The Standard Model of Cosmology describes how the universe came into being according to the view of most physicists. Researchers at the University of Bonn have now studied the evolution of galaxies within this model, finding considerable discrepancies with actual observations. The University of St. Andrews in Scotland and Charles University in the Czech Republic were also involved in the study. The results have now been published in the Astrophysical Journal.
Most galaxies visible from Earth resemble a flat disk with a thickened center. They are therefore similar to the sports equipment of a discus thrower. According to the Standard Model of Cosmology, however, such disks should form rather rarely. This is because in the model, every galaxy is surrounded by a halo of dark matter. This halo is invisible, but exerts a strong gravitational pull on nearby galaxies due to its mass. "That's why we keep seeing galaxies merging with each other in the model universe," explains Prof. Dr. Pavel Kroupa of the Helmholtz Institute for Radiation and Nuclear Physics at the University of Bonn.
This crash has two effects, the physicist explains: "First, the galaxies penetrate in the process, destroying the disk shape. Second, it reduces the angular momentum of the new galaxy created by the merger." Put simply, this greatly decreases its rotational speed. The rotating motion normally ensures that the centrifugal forces acting during this process cause a new disk to form. However, if the angular momentum is too small, a new disk will not form at all.
Large discrepancy between prediction and reality
In the current study, Kroupa's doctoral student, Moritz Haslbauer, led an international research group to investigate the evolution of the universe using the latest supercomputer simulations. The calculations are based on the Standard Model of Cosmology; they show which galaxies should have formed by today if this theory were correct. The researchers then compared their results with what is currently probably the most accurate observational data of the real Universe visible from Earth.
"Here we encountered a significant discrepancy between prediction and reality," Haslbauer says: "There are apparently significantly more flat disk galaxies than can be explained by theory." However, the resolution of the simulations is limited even on today's supercomputers. It may therefore be that the number of disk galaxies that would form in the Standard Model of Cosmology has been underestimated. "However, even if we take this effect into account, there remains a serious difference between theory and observation that cannot be remedied," Haslbauer points out.

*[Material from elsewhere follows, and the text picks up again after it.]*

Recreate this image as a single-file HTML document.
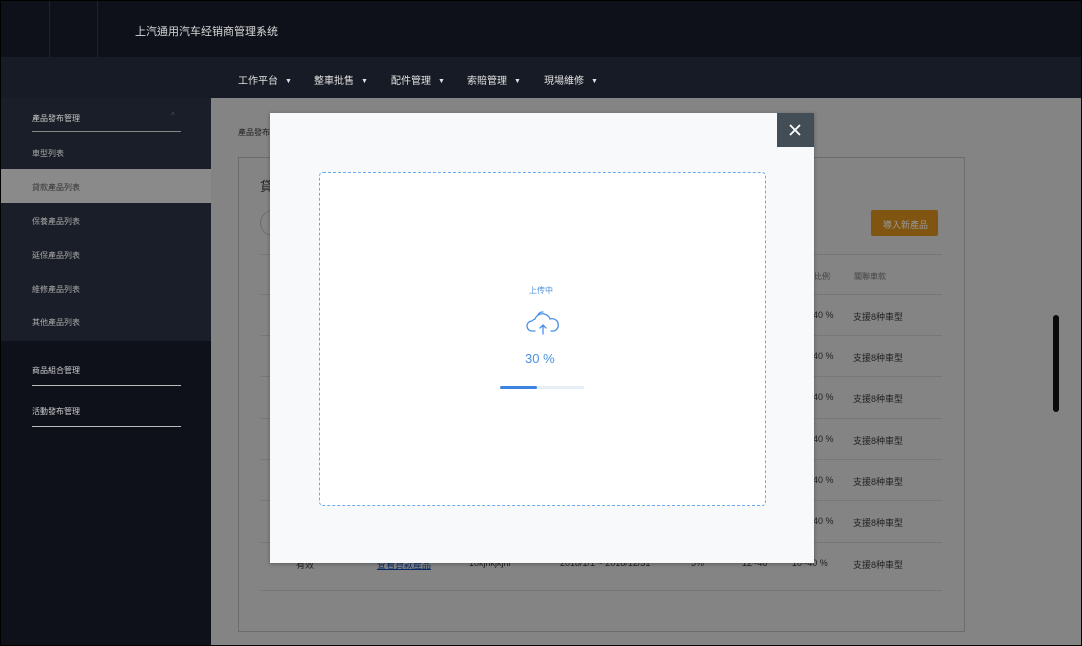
<!DOCTYPE html>
<html><head><meta charset="utf-8"><style>
*{margin:0;padding:0;box-sizing:border-box}
body{width:1082px;height:646px;overflow:hidden;position:relative;background:#000;font-family:"Liberation Sans","Noto Sans CJK TC",sans-serif}
.a{position:absolute}
.t{position:absolute;white-space:nowrap}
.ar{display:inline-block;margin-left:7px;font-size:7px;vertical-align:1px}
</style></head><body>
<div class="a" style="left:1px;top:1px;width:1080px;height:644px;background:#848484;overflow:hidden">
 <div class="a" style="left:0;top:0;width:1080px;height:56px;background:#0e111a"></div>
 <div class="a" style="left:48px;top:0;width:1px;height:56px;background:#1f232c"></div>
 <div class="a" style="left:96px;top:0;width:1px;height:56px;background:#1f232c"></div>
 <div class="t" style="left:134px;top:22px;font-size:11px;color:#d8d8d8">上汽通用汽车经销商管理系统</div>
 <div class="a" style="left:0;top:56px;width:1080px;height:41px;background:#171b25"></div>
 <div class="t" style="left:237px;top:71px;font-size:10px;color:#e0e0e0">工作平台<span class="ar">▼</span></div>
 <div class="t" style="left:313px;top:71px;font-size:10px;color:#e0e0e0">整車批售<span class="ar">▼</span></div>
 <div class="t" style="left:390px;top:71px;font-size:10px;color:#e0e0e0">配件管理<span class="ar">▼</span></div>
 <div class="t" style="left:466px;top:71px;font-size:10px;color:#e0e0e0">索賠管理<span class="ar">▼</span></div>
 <div class="t" style="left:543px;top:71px;font-size:10px;color:#e0e0e0">現場維修<span class="ar">▼</span></div>
 <div class="a" style="left:0;top:97px;width:210px;height:547px;background:#0e111a"></div>
 <div class="a" style="left:0;top:97px;width:210px;height:243px;background:#1a1e28"></div>
 <div class="a" style="left:0;top:168px;width:210px;height:34px;background:#8a8a8a"></div>
 <div class="t" style="left:31px;top:112px;font-size:8px;color:#c8c8c8">產品發布管理</div>
 <div class="t" style="left:170px;top:110px;font-size:8px;color:#555">^</div>
 <div class="a" style="left:31px;top:130px;width:149px;height:1px;background:#888"></div>
 <div class="t" style="left:31px;top:147px;font-size:8px;color:#aaa">車型列表</div>
 <div class="t" style="left:31px;top:181px;font-size:8px;color:#333">貸款產品列表</div>
 <div class="t" style="left:31px;top:215px;font-size:8px;color:#aaa">保養產品列表</div>
 <div class="t" style="left:31px;top:249px;font-size:8px;color:#aaa">延保產品列表</div>
 <div class="t" style="left:31px;top:283px;font-size:8px;color:#aaa">維修產品列表</div>
 <div class="t" style="left:31px;top:316px;font-size:8px;color:#aaa">其他產品列表</div>
 <div class="t" style="left:31px;top:364px;font-size:8px;color:#d0d0d0">商品組合管理</div>
 <div class="a" style="left:31px;top:384px;width:149px;height:1px;background:#bbb"></div>
 <div class="t" style="left:31px;top:405px;font-size:8px;color:#d0d0d0">活動發布管理</div>
 <div class="a" style="left:31px;top:425px;width:149px;height:1px;background:#bbb"></div>
 <div class="t" style="left:237px;top:126px;font-size:8px;color:#222">產品發布</div>
 <div class="a" style="left:237px;top:156px;width:727px;height:475px;border:1px solid #6c6c6c"></div>
 <div class="t" style="left:259px;top:175px;font-size:13px;color:#222">貸</div>
 <div class="a" style="left:259px;top:209px;width:30px;height:26px;border:1px solid #6e6e6e;border-radius:13px"></div>
 <div class="a" style="left:870px;top:209px;width:67px;height:26px;background:#805511;border-radius:2px"></div>
 <div class="t" style="left:882px;top:217px;font-size:9px;color:#999">導入新產品</div>
 <div class="a" style="left:260px;top:253px;width:681px;height:1px;background:#777"></div>
 <div class="t" style="left:813px;top:270px;font-size:8px;color:#444">比例</div>
 <div class="t" style="left:853px;top:270px;font-size:8px;color:#444">關聯車款</div>
 <div class="a" style="left:260px;top:293px;width:681px;height:1px;background:#777"></div>
 <div class="a" style="left:260px;top:334px;width:681px;height:1px;background:#777"></div>
 <div class="a" style="left:260px;top:375px;width:681px;height:1px;background:#777"></div>
 <div class="a" style="left:260px;top:417px;width:681px;height:1px;background:#777"></div>
 <div class="a" style="left:260px;top:458px;width:681px;height:1px;background:#777"></div>
 <div class="a" style="left:260px;top:499px;width:681px;height:1px;background:#777"></div>
 <div class="a" style="left:260px;top:541px;width:681px;height:1px;background:#777"></div>
 <div class="a" style="left:260px;top:589px;width:681px;height:1px;background:#777"></div>
 <div class="t" style="left:812px;top:309px;font-size:9px;color:#222">40 %</div>
 <div class="t" style="left:852px;top:309px;font-size:9px;color:#222">支援8种車型</div>
 <div class="t" style="left:812px;top:350px;font-size:9px;color:#222">40 %</div>
 <div class="t" style="left:852px;top:350px;font-size:9px;color:#222">支援8种車型</div>
 <div class="t" style="left:812px;top:391px;font-size:9px;color:#222">40 %</div>
 <div class="t" style="left:852px;top:391px;font-size:9px;color:#222">支援8种車型</div>
 <div class="t" style="left:812px;top:433px;font-size:9px;color:#222">40 %</div>
 <div class="t" style="left:852px;top:433px;font-size:9px;color:#222">支援8种車型</div>
 <div class="t" style="left:812px;top:474px;font-size:9px;color:#222">40 %</div>
 <div class="t" style="left:852px;top:474px;font-size:9px;color:#222">支援8种車型</div>
 <div class="t" style="left:812px;top:515px;font-size:9px;color:#222">40 %</div>
 <div class="t" style="left:852px;top:515px;font-size:9px;color:#222">支援8种車型</div>
 <div class="t" style="left:295px;top:557px;font-size:9px;color:#222">有效</div>
 <div class="t" style="left:376px;top:557px;font-size:9px;color:#0a2a66;text-decoration:underline">查看貸款產品</div>
 <div class="t" style="left:468px;top:557px;font-size:9px;color:#222">10kjhkjkjhl</div>
 <div class="t" style="left:559px;top:557px;font-size:9px;color:#222">2018/1/1 ~ 2018/12/31</div>
 <div class="t" style="left:690px;top:557px;font-size:9px;color:#222">5%</div>
 <div class="t" style="left:741px;top:557px;font-size:9px;color:#222">12~48</div>
 <div class="t" style="left:791px;top:557px;font-size:9px;color:#222">10~40 %</div>
 <div class="t" style="left:852px;top:557px;font-size:9px;color:#222">支援8种車型</div>
 <div class="a" style="left:1052px;top:314px;width:6px;height:97px;background:#0a0a0a;border-radius:3px"></div>
 <div class="a" style="left:269px;top:112px;width:544px;height:450px;background:#f8f9fb;box-shadow:0 1px 4px rgba(0,0,0,.3)"></div>
 <div class="a" style="left:776px;top:112px;width:37px;height:34px;background:#434d55"></div>
 <svg class="a" style="left:787px;top:122px" width="14" height="14" viewBox="0 0 14 14"><path d="M2 2L12 12M12 2L2 12" stroke="#fff" stroke-width="1.8"/></svg>
 <div class="a" style="left:318px;top:171px;width:447px;height:334px;background:#fff;border:1px dashed #6aaaf0;border-radius:4px"></div>
 <div class="t" style="left:528px;top:284px;font-size:8px;color:#4a90e2">上传中</div>
 <svg class="a" style="left:525px;top:308px" width="34" height="28" viewBox="0 0 34 28"><path d="M9 22H6a5 5 0 0 1 0-10a6 6 0 0 1 3-2a8 8 0 0 1 15 0a6 6 0 0 1 4 12h-3M17 25v-9M14 19l3-3l3 3M12 6a5 5 0 0 1 5-3" fill="none" stroke="#4a90e2" stroke-width="1.3" stroke-linecap="round" stroke-linejoin="round"/></svg>
 <div class="t" style="left:524px;top:350px;font-size:13px;color:#4a90e2">30 %</div>
 <div class="a" style="left:499px;top:385px;width:84px;height:3px;background:#e8eef5;border-radius:2px"></div>
 <div class="a" style="left:499px;top:385px;width:37px;height:3px;background:#3d84e0;border-radius:2px"></div>
</div>
</body></html>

The situation is different for an alternative to the Standard Model, which dispenses with dark matter. According to the so-called MOND theory (the acronym stands for "MilgrOmiaN Dynamics), galaxies do not grow by merging with each other. Instead, they are formed from rotating gas clouds that become more and more condensed. In a MOND universe, galaxies also grow by absorbing gas from their surroundings. However, mergers of full-grown galaxies are rare in MOND. "Our research group in Bonn and Prague has uniquely developed the methods to do calculations in this alternative theory," says Kroupa, who is also a member of the Transdisciplinary Research Units "Modelling" and "Matter" at the University of Bonn. "MOND's predictions are consistent with what we actually see."
Challenge for the Standard Model
However, the exact mechanisms of galaxy growth are not yet fully understood, even with MOND. Additionally, in MOND, Newton's laws of gravity do not apply under certain circumstances, but need to be replaced by the correct ones. This would have far-reaching consequences for other areas of physics. "Nevertheless, the MOND theory solves all known extragalactic cosmological problems despite being originally formulated to address galaxies only," says Dr. Indranil Banik, who was involved in this research. "Our study proves that young physicists today still have the opportunity to make significant contributions to fundamental physics," Kroupa adds.